* _Dataset section_:
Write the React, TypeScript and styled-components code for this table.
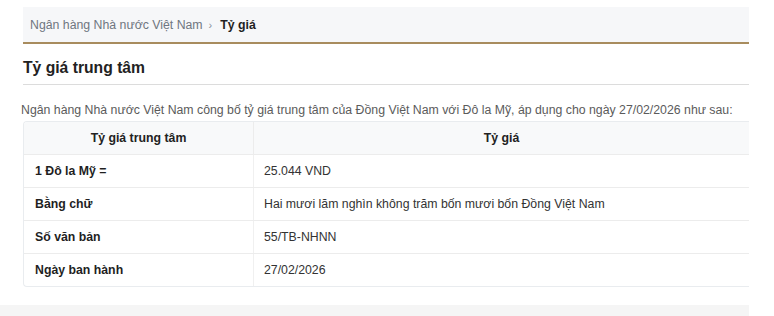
import React from "react";
import styled, { createGlobalStyle } from "styled-components";

const Global = createGlobalStyle`
  html, body { margin: 0; padding: 0; background: #ffffff; }
  body { font-family: "Liberation Sans", Arial, sans-serif; }
`;

const Page = styled.div`
  width: 774px;
  height: 316px;
  overflow: hidden;
  display: flex;
  flex-direction: column;
`;

const Main = styled.div`
  padding: 7px 25px 0 23px;
  display: flex;
  flex-direction: column;
`;

const Breadcrumb = styled.nav`
  height: 35px;
  background: #f6f7f9;
  border-bottom: 2px solid #a88c5e;
  display: flex;
  align-items: center;
  padding-left: 7px;
  font-size: 12.3px;
  color: #6f7680;
  gap: 6px;
`;

const Crumb = styled.span<{ $active?: boolean }>`
  color: ${(p) => (p.$active ? "#1f1f1f" : "#6f7680")};
  font-weight: ${(p) => (p.$active ? 700 : 400)};
`;

const Sep = styled.span`
  color: #8a9099;
  font-size: 11px;
  margin-right: 2px;
`;

const Title = styled.h1`
  margin: 0;
  height: 41px;
  display: flex;
  align-items: center;
  border-bottom: 1px solid #dcdcdc;
  font-size: 15.7px;
  font-weight: 700;
  color: #222;
  padding-top: 7px;
  box-sizing: border-box;
`;

const Desc = styled.p`
  margin: 0;
  padding-top: 18px;
  height: 36px;
  box-sizing: border-box;
  font-size: 12.3px;
  color: #5b5b5b;
  margin-left: -2px;
  white-space: nowrap;
`;

const TableWrap = styled.div`
  border: 1px solid #e9ecef;
  border-right: none;
  border-radius: 4px 0 0 4px;
  overflow: hidden;
`;

const Table = styled.table`
  width: 100%;
  border-collapse: collapse;
  font-size: 12.3px;
  color: #222;
`;

const Th = styled.th<{ $first?: boolean }>`
  height: 32px;
  background: #f8f9fa;
  font-weight: 700;
  text-align: center;
  padding: 0;
  border-bottom: 1px solid #ececec;
  border-right: ${(p) => (p.$first ? "1px solid #ececec" : "none")};
  width: ${(p) => (p.$first ? "229px" : "auto")};
`;

const Td = styled.td<{ $label?: boolean; $last?: boolean }>`
  height: 32px;
  padding: 0 0 0 ${(p) => (p.$label ? "11px" : "10px")};
  font-weight: ${(p) => (p.$label ? 700 : 400)};
  color: ${(p) => (p.$label ? "#1f1f1f" : "#333")};
  border-right: ${(p) => (p.$label ? "1px solid #f0f0f0" : "none")};
  border-bottom: ${(p) => (p.$last ? "none" : "1px solid #ececec")};
`;

const Footer = styled.div`
  margin-top: 18px;
  width: 749px;
  height: 20px;
  background: #f5f5f5;
`;

const rows: [string, string][] = [
  ["1 Đô la Mỹ =", "25.044 VND"],
  ["Bằng chữ", "Hai mươi lăm nghìn không trăm bốn mươi bốn Đồng Việt Nam"],
  ["Số văn bản", "55/TB-NHNN"],
  ["Ngày ban hành", "27/02/2026"],
];

export default function App() {
  return (
    <Page>
      <Global />
      <Main>
        <Breadcrumb>
          <Crumb>Ngân hàng Nhà nước Việt Nam</Crumb>
          <Sep>›</Sep>
          <Crumb $active>Tỷ giá</Crumb>
        </Breadcrumb>
        <Title>Tỷ giá trung tâm</Title>
        <Desc>
          Ngân hàng Nhà nước Việt Nam công bố tỷ giá trung tâm của Đồng Việt Nam với Đô la Mỹ, áp dụng cho ngày 27/02/2026 như sau:
        </Desc>
        <TableWrap>
          <Table>
            <thead>
              <tr>
                <Th $first>Tỷ giá trung tâm</Th>
                <Th>Tỷ giá</Th>
              </tr>
            </thead>
            <tbody>
              {rows.map(([k, v], i) => (
                <tr key={k}>
                  <Td $label $last={i === rows.length - 1}>{k}</Td>
                  <Td $last={i === rows.length - 1}>{v}</Td>
                </tr>
              ))}
            </tbody>
          </Table>
        </TableWrap>
      </Main>
      <Footer />
    </Page>
  );
}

* _Problem details_: Output the lines above in full and exactly as given, omitting any pictures.

* _Result for this task_:
Write the React, TypeScript and styled-components code for this table.
import React from "react";
import styled, { createGlobalStyle } from "styled-components";

const Global = createGlobalStyle`
  html, body { margin: 0; padding: 0; background: #ffffff; }
  body { font-family: "Liberation Sans", Arial, sans-serif; }
`;

const Page = styled.div`
  width: 774px;
  height: 316px;
  overflow: hidden;
  display: flex;
  flex-direction: column;
`;

const Main = styled.div`
  padding: 7px 25px 0 23px;
  display: flex;
  flex-direction: column;
`;

const Breadcrumb = styled.nav`
  height: 35px;
  background: #f6f7f9;
  border-bottom: 2px solid #a88c5e;
  display: flex;
  align-items: center;
  padding-left: 7px;
  font-size: 12.3px;
  color: #6f7680;
  gap: 6px;
`;

const Crumb = styled.span<{ $active?: boolean }>`
  color: ${(p) => (p.$active ? "#1f1f1f" : "#6f7680")};
  font-weight: ${(p) => (p.$active ? 700 : 400)};
`;

const Sep = styled.span`
  color: #8a9099;
  font-size: 11px;
  margin-right: 2px;
`;

const Title = styled.h1`
  margin: 0;
  height: 41px;
  display: flex;
  align-items: center;
  border-bottom: 1px solid #dcdcdc;
  font-size: 15.7px;
  font-weight: 700;
  color: #222;
  padding-top: 7px;
  box-sizing: border-box;
`;

const Desc = styled.p`
  margin: 0;
  padding-top: 18px;
  height: 36px;
  box-sizing: border-box;
  font-size: 12.3px;
  color: #5b5b5b;
  margin-left: -2px;
  white-space: nowrap;
`;

const TableWrap = styled.div`
  border: 1px solid #e9ecef;
  border-right: none;
  border-radius: 4px 0 0 4px;
  overflow: hidden;
`;

const Table = styled.table`
  width: 100%;
  border-collapse: collapse;
  font-size: 12.3px;
  color: #222;
`;

const Th = styled.th<{ $first?: boolean }>`
  height: 32px;
  background: #f8f9fa;
  font-weight: 700;
  text-align: center;
  padding: 0;
  border-bottom: 1px solid #ececec;
  border-right: ${(p) => (p.$first ? "1px solid #ececec" : "none")};
  width: ${(p) => (p.$first ? "229px" : "auto")};
`;

const Td = styled.td<{ $label?: boolean; $last?: boolean }>`
  height: 32px;
  padding: 0 0 0 ${(p) => (p.$label ? "11px" : "10px")};
  font-weight: ${(p) => (p.$label ? 700 : 400)};
  color: ${(p) => (p.$label ? "#1f1f1f" : "#333")};
  border-right: ${(p) => (p.$label ? "1px solid #f0f0f0" : "none")};
  border-bottom: ${(p) => (p.$last ? "none" : "1px solid #ececec")};
`;

const Footer = styled.div`
  margin-top: 18px;
  width: 749px;
  height: 20px;
  background: #f5f5f5;
`;

const rows: [string, string][] = [
  ["1 Đô la Mỹ =", "25.044 VND"],
  ["Bằng chữ", "Hai mươi lăm nghìn không trăm bốn mươi bốn Đồng Việt Nam"],
  ["Số văn bản", "55/TB-NHNN"],
  ["Ngày ban hành", "27/02/2026"],
];

export default function App() {
  return (
    <Page>
      <Global />
      <Main>
        <Breadcrumb>
          <Crumb>Ngân hàng Nhà nước Việt Nam</Crumb>
          <Sep>›</Sep>
          <Crumb $active>Tỷ giá</Crumb>
        </Breadcrumb>
        <Title>Tỷ giá trung tâm</Title>
        <Desc>
          Ngân hàng Nhà nước Việt Nam công bố tỷ giá trung tâm của Đồng Việt Nam với Đô la Mỹ, áp dụng cho ngày 27/02/2026 như sau:
        </Desc>
        <TableWrap>
          <Table>
            <thead>
              <tr>
                <Th $first>Tỷ giá trung tâm</Th>
                <Th>Tỷ giá</Th>
              </tr>
            </thead>
            <tbody>
              {rows.map(([k, v], i) => (
                <tr key={k}>
                  <Td $label $last={i === rows.length - 1}>{k}</Td>
                  <Td $last={i === rows.length - 1}>{v}</Td>
                </tr>
              ))}
            </tbody>
          </Table>
        </TableWrap>
      </Main>
      <Footer />
    </Page>
  );
}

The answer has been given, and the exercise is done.